The industrial internet of things (IIoT) is the application of internet of things (IoT) technology into an industrial setting. This application means organisations can connect many types of industrial assets, such as machines and sensors, to data collection systems.
“Among the many benefits of IIoT are the ability to use data to optimise processes and to monitor for equipment wear and tear. This allows organisations to improve maintenance schedules and to use data in predicting the onset of costly and potentially disruptive failures. With widespread adoption, IIoT technologies will usher in a discipline of reasoning based on data that is both more available and granular in resolution,” says Ken Figueredo, Senior Representative at oneM2M.
OneM2M develops IoT standards to enable interoperable, secure, and simple-to-deploy services for the IoT ecosystem.
Through its technological capabilities, IIoT makes the sourcing of large-scale data more straightforward, dependable, and continuous compared to many of today’s intermittent sampling approaches.
Commenting on its use of intelligent technology, Figueredo said: “The application of machine learning (ML) techniques to populations of connected machines or to time-series data helps to identify different patterns of behaviour. When applied to acoustic data from a machine, for example, different sound patterns can discriminate between normal operations, low-grade mechanical wear, and near-catastrophic failure among other modes of operation. ”
Key considerations for the manufacturing industry
Many believe that the combination of AI and IIoT will bring great benefits to the manufacturing industry and will be a powerful tandem in managing the influx of data from the factory floor.
“The combination of AI and IoT will lead to more consistent operations and facilitate previously unattainable insights into the performance of manufacturing chains. Among other benefits, these will reduce inefficiencies, lower operating costs, and potentially lengthen the service life of manufacturing equipment,” explained Figueredo.

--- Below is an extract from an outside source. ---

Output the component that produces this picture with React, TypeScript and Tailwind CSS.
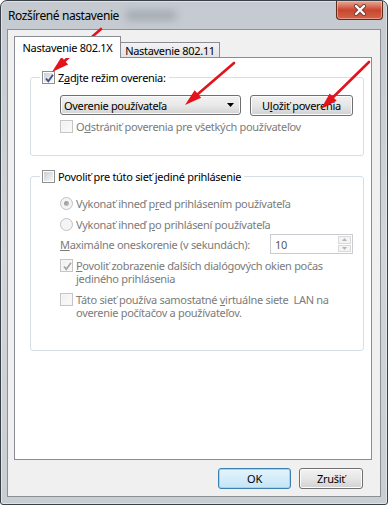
import React from 'react';

type Seg = { x1: number; y1: number; x2: number; y2: number };

// red annotation arrows drawn over the dialog
const arrows: Seg[] = [
  { x1: 101, y1: 29, x2: 52, y2: 72 },
  { x1: 234, y1: 63, x2: 185, y2: 105 },
  { x1: 369, y1: 62, x2: 321, y2: 109 },
];

function Arrow({ x1, y1, x2, y2 }: Seg) {
  const dx = x2 - x1;
  const dy = y2 - y1;
  const len = Math.hypot(dx, dy);
  const ux = dx / len;
  const uy = dy / len;
  const headLen = 17;
  const half = 5;
  const bx = x2 - ux * headLen;
  const by = y2 - uy * headLen;
  const px = -uy * half;
  const py = ux * half;
  return (
    <g>
      <line x1={x1} y1={y1} x2={bx + ux * 3} y2={by + uy * 3} stroke="#e3121b" strokeWidth={2.6} strokeLinecap="round" />
      <polygon points={`${x2},${y2} ${bx + px},${by + py} ${bx - px},${by - py}`} fill="#e3121b" />
    </g>
  );
}

function CheckBox({ checked, disabled }: { checked?: boolean; disabled?: boolean }) {
  return (
    <span
      className={`relative flex h-[13px] w-[13px] shrink-0 items-center justify-center border ${
        disabled ? 'border-[#c5c5c5] bg-[#f7f7f7]' : 'border-[#8e8f8f] bg-white'
      }`}
    >
      <span
        className={`h-[9px] w-[9px] bg-gradient-to-br ${
          disabled ? 'from-[#f0f0f0] to-[#fbfbfb]' : 'from-[#cbcfd5] to-[#f7f7f7]'
        }`}
      />
      {checked && (
        <svg className="absolute left-[1px] top-[1px]" width="11" height="11" viewBox="0 0 11 11">
          <path d="M2 5.5 L4.3 8.2 L9 1.8" fill="none" stroke={disabled ? '#a6a6a6' : '#3c4f86'} strokeWidth="1.8" />
        </svg>
      )}
    </span>
  );
}

function Radio({ checked }: { checked?: boolean }) {
  return (
    <span className="flex h-[13px] w-[13px] shrink-0 items-center justify-center rounded-full border border-[#c2c2c2] bg-[#f4f4f4]">
      {checked && <span className="h-[5px] w-[5px] rounded-full bg-gradient-to-br from-[#8f8f8f] to-[#c4c4c4]" />}
    </span>
  );
}

function WinButton({ children, w, primary }: { children: React.ReactNode; w: string; primary?: boolean }) {
  return (
    <div
      className={`${w} flex h-[21px] items-center justify-center rounded-[3px] border ${
        primary
          ? 'border-[#3c7fb1] bg-gradient-to-b from-[#e5f4fc] to-[#c4e5f6] shadow-[inset_0_0_0_1px_#9fd6f3]'
          : 'border-[#707070] bg-gradient-to-b from-[#f2f2f2] via-[#e6e6e6] to-[#d1d1d1] shadow-[inset_0_0_0_1px_#fcfcfc]'
      }`}
    >
      {children}
    </div>
  );
}

const U = ({ c }: { c: string }) => <span className="underline underline-offset-[1px]">{c}</span>;

export default function App() {
  return (
    <div className="relative h-[505px] w-[388px] overflow-hidden font-['Noto_Sans',sans-serif] text-[11px] leading-[13px] tracking-[-0.3px] text-black">
      <div className="flex h-full flex-col rounded-t-[7px] rounded-b-[3px] border border-[#3a4047] bg-gradient-to-b from-[#c4cad0] via-[#d2d6da] to-[#c9ced3] shadow-[inset_0_0_0_1px_rgba(255,255,255,0.45)]">
        {/* title bar */}
        <div className="relative flex h-[28px] shrink-0 items-start justify-between pl-[7px] pr-[4px]">
          <span className="pointer-events-none absolute left-[125px] top-[10px] h-[9px] w-[50px] bg-[#7d848b] opacity-50 blur-[4px]" />
          <span className="relative mt-[7px] text-[12px] leading-[15px] tracking-[-0.4px] text-black">Rozšírené nastavenie</span>
          <div className="flex h-[19px] w-[47px] items-center justify-center rounded-b-[4px] border border-t-0 border-[#5e2b22] bg-gradient-to-b from-[#e9a795] via-[#c9452c] to-[#d2654b] shadow-[inset_0_0_0_1px_rgba(255,210,200,0.5)]">
            <svg width="14" height="12" viewBox="0 0 14 12">
              <path d="M3 2 L11 10 M11 2 L3 10" stroke="#6b3a33" strokeWidth="4" strokeLinecap="round" />
              <path d="M3 2 L11 10 M11 2 L3 10" stroke="#ffffff" strokeWidth="2.4" strokeLinecap="round" />
            </svg>
          </div>
        </div>

        {/* client area */}
        <div className="mx-[6px] mb-[7px] flex flex-1 flex-col border border-[#8a9096] bg-[#f0f0f0]">
          {/* tabs */}
          <div className="ml-[6px] flex h-[27px] items-end pt-[6px]">
            <div className="relative z-10 -mb-px flex h-[22px] w-[107px] items-center justify-center border border-b-0 border-[#898c95] bg-white">
              Nastavenie 802.1X
            </div>
            <div className="-ml-px flex h-[15px] w-[100px] items-center justify-center border border-b-0 border-[#898c95] bg-gradient-to-b from-[#f3f3f3] to-[#e3e3e3]">
              Nastavenie 802.11
            </div>
          </div>

          {/* panel */}
          <div className="ml-[6px] mr-[8px] flex h-[403px] flex-col border border-[#898c95] bg-white">
            <fieldset className="ml-[15px] mr-[7px] mt-[13px] rounded-[3px] border border-[#d5dfe5] pb-[22px] pl-[29px] pr-[10px]">
              <legend className="-ml-[20px] flex h-[13px] items-center gap-[3px] pl-[2px] pr-[3px]">
                <CheckBox checked />
                <span>
                  Z<U c="a" />djte režim overenia:
                </span>
              </legend>
              <div className="mt-[11px] flex items-start">
                <div className="flex h-[20px] w-[181px] items-center justify-between rounded-[3px] border border-[#707070] bg-gradient-to-b from-[#f2f2f2] via-[#e9e9e9] to-[#d3d3d3] pl-[3px] pr-[6px] shadow-[inset_0_0_0_1px_#fbfbfb]">
                  <span>Overenie používateľa</span>
                  <svg width="7" height="4" viewBox="0 0 7 4">
                    <path d="M0 0 H7 L3.5 4 Z" fill="#000" />
                  </svg>
                </div>
                <div className="ml-auto">
                  <WinButton w="w-[103px]">
                    <span>
                      U<U c="l" />ožiť poverenia
                    </span>
                  </WinButton>
                </div>
              </div>
              <div className="mt-[4px] flex items-center gap-[3px] text-[#7b7b7b]">
                <CheckBox disabled />
                <span>
                  O<U c="d" />strániť poverenia pre všetkých používateľov
                </span>
              </div>
            </fieldset>

            <fieldset className="ml-[15px] mr-[7px] mt-[14px] rounded-[3px] border border-[#d5dfe5] pb-[31px] pl-[29px] pr-[10px]">
              <legend className="-ml-[20px] flex h-[13px] items-center gap-[3px] pl-[2px] pr-[3px]">
                <CheckBox />
                <span>
                  Povoliť pre túto sieť <U c="j" />ediné prihlásenie
                </span>
              </legend>
              <div className="flex flex-col text-[#7b7b7b]">
                <div className="mt-[13px] flex h-[14px] items-center gap-[3px]">
                  <Radio checked />
                  <span>
                    Vykonať ihneď p<U c="r" />ed prihlásením používateľa
                  </span>
                </div>
                <div className="mt-[7px] flex h-[14px] items-center gap-[3px]">
                  <Radio />
                  <span>
                    Vykonať ihneď <U c="p" />o prihlásení používateľa
                  </span>
                </div>
                <div className="mt-[3px] flex h-[20px] items-center justify-between">
                  <span>
                    <U c="M" />aximálne oneskorenie (v sekundách):
                  </span>
                  <div className="flex h-[20px] w-[83px] items-center border border-[#c9cdd1] bg-white pl-[4px] text-[#5a5a5a]">
                    <span className="flex-1">10</span>
                    <div className="flex h-full w-[15px] flex-col gap-px p-px">
                      <div className="flex flex-1 items-center justify-center border border-[#d9d9d9] bg-[#f4f4f4]">
                        <svg width="5" height="3" viewBox="0 0 5 3"><path d="M0 3 L2.5 0 L5 3 Z" fill="#b5b5b5" /></svg>
                      </div>
                      <div className="flex flex-1 items-center justify-center border border-[#d9d9d9] bg-[#f4f4f4]">
                        <svg width="5" height="3" viewBox="0 0 5 3"><path d="M0 0 H5 L2.5 3 Z" fill="#b5b5b5" /></svg>
                      </div>
                    </div>
                  </div>
                </div>
                <div className="mt-[5px] flex items-start gap-[3px]">
                  <CheckBox checked disabled />
                  <span>
                    <U c="P" />ovoliť zobrazenie ďalších dialógových okien počas
                    <br />
                    jediného prihlásenia
                  </span>
                </div>
                <div className="mt-[8px] flex items-start gap-[3px]">
                  <CheckBox disabled />
                  <span>
                    Táto sieť používa samostatné <U c="v" />irtuálne siete&nbsp; LAN na
                    <br />
                    overenie počítačov a používateľov.
                  </span>
                </div>
              </div>
            </fieldset>
          </div>

          {/* dialog buttons */}
          <div className="mr-[17px] mt-[8px] flex justify-end gap-[8px]">
            <WinButton w="w-[73px]" primary>
              OK
            </WinButton>
            <WinButton w="w-[64px]">Zrušiť</WinButton>
          </div>
        </div>
      </div>

      <svg className="pointer-events-none absolute inset-0" width="388" height="505" viewBox="0 0 388 505">
        {arrows.map((a, i) => (
          <Arrow key={i} {...a} />
        ))}
      </svg>
    </div>
  );
}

However, when it comes to combining these technologies, manufacturers need to make a lot of different considerations to ensure it is utilised effectively, outlining this, Figueredo said: “The industry needs to be strategic and look beyond the first-generation uses of IoT and AI technologies which focus on near real-time decision-support solutions. The use of these technologies in second and subsequent generations of applications will shift the focus onto business-focused requirements. These touch on issues of data governance, transparent and trustworthy decision making and, explainable AI.”
He concluded: “As automation and the speed of processing become ever faster, the ability for machines to read and exchange data becomes increasingly important. This is one area where advances in semantic interoperability and standardised methods for exchanging data across commercial and operational boundaries will grow in importance."